A Guide to Setting Up a Routine While Working at Home

A Schedule is a Must to Anyone Working at Home

Kristine Brite
Sleeping until noon, working at 3 a.m. in your pajamas all the while taking periodic television breaks sounds like a dream, but for anyone serious about making a career out of working at home this can spell disaster.

If working for an employer, they will catch on to your lazy haphazard ways and could fire you or ask you to stop telecommuting, but even if self-employed the lack of a schedule can still spell doom and gloom. After a few weeks of the incredible freedom, the weird hours and lack of direction will take their toll on any telecommuter. While working from home it's easy to push work off until later. Priorities can quickly shift. If a writing assignment is once pushed off because the newest episode of the Young and Restless seems more important, soon everyday will be filled with bad day time television and growing to-do lists of procrastinated work.

Even friends will start to worry when all emails and Facebook replies are time stamped at 4 a.m. Working while everyone else sleeps makes the world seem like distance place and home seem lonely.

Follow these steps to steer clear of the pitfalls of no schedule and no direction:

  • Get up at the same time each and every day. Yes, that even means the weekends! Monday mornings and the reality of the new work week don't force telecommuters back on schedule. Even one day off of the regular schedule could throw off the rest of the week, or month.
  • Don't work in pajamas. Make an effort to shower first thing in the morning, just like going to a regular office, or take a bath each evening.
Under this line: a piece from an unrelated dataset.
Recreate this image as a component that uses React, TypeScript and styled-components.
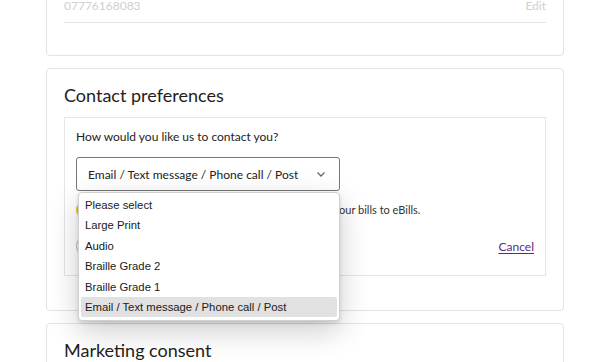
import styled, { createGlobalStyle } from 'styled-components';

const GlobalStyle = createGlobalStyle`
    body {
        margin: 0;
        background: #ffffff;
        font-family: Lato, "Noto Sans", sans-serif;
        color: #222222;
        overflow: hidden;
    }
`;

const Page = styled.div`
    width: 518px;
    margin-left: 46px;
    margin-top: -20px;
    display: flex;
    flex-direction: column;
    gap: 12px;
`;

const Card = styled.section<{ top?: number; bottom?: number }>`
    border: 1px solid #e3e3e3;
    border-radius: 4px;
    padding: ${({ top }) => top ?? 15}px 17px ${({ bottom }) => bottom ?? 34}px;
`;

const DetailRow = styled.div`
    display: flex;
    justify-content: space-between;
    font-size: 12px;
    line-height: 20px;
    color: #cfcfcf;
    padding-bottom: 6px;
    border-bottom: 1px solid #e2e2e2;
`;

const CardTitle = styled.h2`
    margin: 0;
    font-size: 18px;
    font-weight: 400;
    line-height: 24px;
    color: #1e1e1e;
`;

const FormBox = styled.div`
    margin-top: 10px;
    border: 1px solid #e6e6e6;
    padding: 10px 11px 18px;
`;

const Question = styled.p`
    margin: 0;
    font-size: 12px;
    line-height: 18px;
    color: #222222;
`;

const SelectWrap = styled.div`
    position: relative;
    width: 264px;
    margin-top: 11px;
`;

const SelectBox = styled.div`
    height: 34px;
    box-sizing: border-box;
    border: 1px solid #777777;
    border-radius: 3px;
    display: flex;
    align-items: center;
    justify-content: space-between;
    padding: 0 12px 0 11px;
    font-size: 12px;
    color: #222222;
`;

const Chevron = styled.svg`
    width: 12px;
    height: 12px;
`;

const OptionList = styled.ul`
    position: absolute;
    left: 2px;
    top: 35px;
    width: 262px;
    box-sizing: border-box;
    margin: 0;
    padding: 2px 2px 3px;
    list-style: none;
    background: #ffffff;
    border: 1px solid #cfcfcf;
    border-radius: 4px;
    box-shadow: 0 2px 4px rgba(0, 0, 0, 0.12), 0 10px 30px rgba(0, 0, 0, 0.2);
    z-index: 2;
`;

const Option = styled.li<{ selected?: boolean }>`
    height: 20.4px;
    line-height: 20.4px;
    padding-left: 4px;
    font-family: "Liberation Sans", Arial, sans-serif;
    font-size: 11.3px;
    color: #1a1a1a;
    background: ${({ selected }) => (selected ? '#e1e1e1' : 'transparent')};
    border-radius: 2px;
`;

const Notice = styled.div`
    margin-top: 10px;
    display: flex;
    align-items: center;
    gap: 8px;
    font-size: 11px;
    line-height: 18px;
    color: #333333;
`;

const NoticeIcon = styled.span`
    width: 16px;
    height: 16px;
    box-sizing: border-box;
    border: 2px solid #f2c300;
    border-radius: 50%;
    flex-shrink: 0;
`;

const Actions = styled.div`
    margin-top: 16px;
    display: flex;
    align-items: center;
    justify-content: space-between;
    height: 22px;
`;

const SaveButton = styled.button`
    height: 22px;
    padding: 0 20px;
    border: 1px solid #bbbbbb;
    border-radius: 11px;
    background: #ffffff;
    font-family: inherit;
    font-size: 12px;
`;

const CancelLink = styled.a`
    font-size: 12px;
    color: #5b2a86;
    text-decoration: underline;
    text-underline-offset: 2px;
`;

const options = ['Please select', 'Large Print', 'Audio', 'Braille Grade 2', 'Braille Grade 1', 'Email / Text message / Phone call / Post'];

export default function App() {
    const value = 'Email / Text message / Phone call / Post';

    return (
        <>
            <GlobalStyle />
            <Page>
                <Card top={15} bottom={32}>
                    <DetailRow>
                        <span>07776168083</span>
                        <span>Edit</span>
                    </DetailRow>
                </Card>
                <Card top={14}>
                    <CardTitle>Contact preferences</CardTitle>
                    <FormBox>
                        <Question>How would you like us to contact you?</Question>
                        <SelectWrap>
                            <SelectBox>
                                <span>{value}</span>
                                <Chevron viewBox="0 0 12 12" fill="none" stroke="#666" strokeWidth="1.3">
                                    <path d="M2.5 4.5 6 8l3.5-3.5" />
                                </Chevron>
                            </SelectBox>
                            <OptionList>
                                {options.map((o) => (
                                    <Option key={o} selected={o === value}>
                                        {o}
                                    </Option>
                                ))}
                            </OptionList>
                        </SelectWrap>
                        <Notice>
                            <NoticeIcon />
                            <span>By choosing this option we will also switch all of your bills to eBills.</span>
                        </Notice>
                        <Actions>
                            <SaveButton>Save</SaveButton>
                            <CancelLink>Cancel</CancelLink>
                        </Actions>
                    </FormBox>
                </Card>
                <Card top={14}>
                    <CardTitle>Marketing consent</CardTitle>
                </Card>
            </Page>
        </>
    );
}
Keep the same grooming habits as if having to sit next to co-workers jammed into cubicles each day.
  • Extend the commute each morning. Rather rolling out of bed and straggling to the computer, take a walk, or job around the block. The exercise will not do great things. But, also use the time to mentally compute our of chill at home time and into serious work time.
  • Replace socializing with co-workers. As annoying as co-workers can be, having someone to give natural breaks to our work and to vent to about demanding schedules no doubt helps. Find groups online for like-minded people in the same industry. Make an effort to join meet-ups and networking groups offline.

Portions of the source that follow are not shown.